For all statistical tests, we used criterion α = 0.05 (two-sided). Before conducting statistical analysis, we partitioned the participants into fast and slow readers using a mean split of the reading speed. The grouping based on reading speed turned out to correspond exactly to the grouping based on the amount of braille reading experience, where fast readers corresponded to the children with three or more years of braille experience, and slow readers corresponded to those with one or two years of braille experience, respectively.

We conducted two separate analyses. The aim of the first analysis is to characterize the difference in the scanning movement of the reading finger between inexperienced slow readers and more experienced fast readers, between different times of the year during which learning took place, and between repeated trials within a session. Using the lme function in the nlme package51 of the R statistical software43, aforementioned measures of braille reading performance were modelled using a linear mixed effects model52. The fixed effects factors were months (April, July, October, January), repetition (first vs. second reading), and group (fast vs. slow readers). Participants was included as a random effect for the intercept as well as its slope with respect to month.

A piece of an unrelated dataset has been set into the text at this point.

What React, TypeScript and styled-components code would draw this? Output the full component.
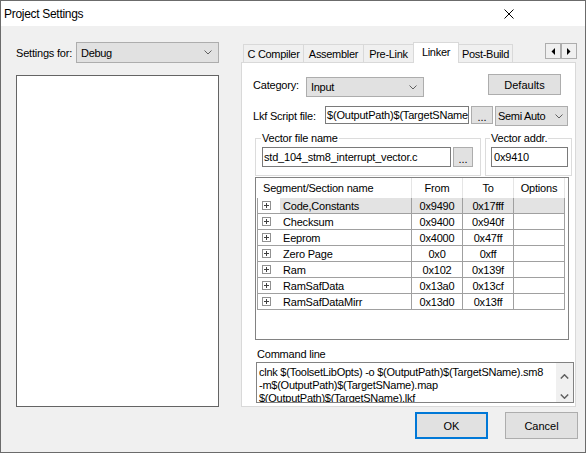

Second, using a growth curve modelling technique, we modelled the change in reading speed as a weighted sum of main effects and interactions28,42. Starting from the model with month and repetition as fixed effects and individual participants as a random effect for the intercept as well as its slope with respect to month, we tested the effects of adding the number of acceleration zero-crossings (i.e., the overall number of inflection points in the velocity trace)22,23, Hurst exponent H, and angular standard deviations of the roll and pitch angles of the orientation of the index finger as predictors by treating the change in a deviance measure (i.e., − 2 log likelihood) as a chi-square statistic. To model heteroscedasticity, we used a variance function (varIdent of nlme package) that allowed different variances per stratum for individual participants51.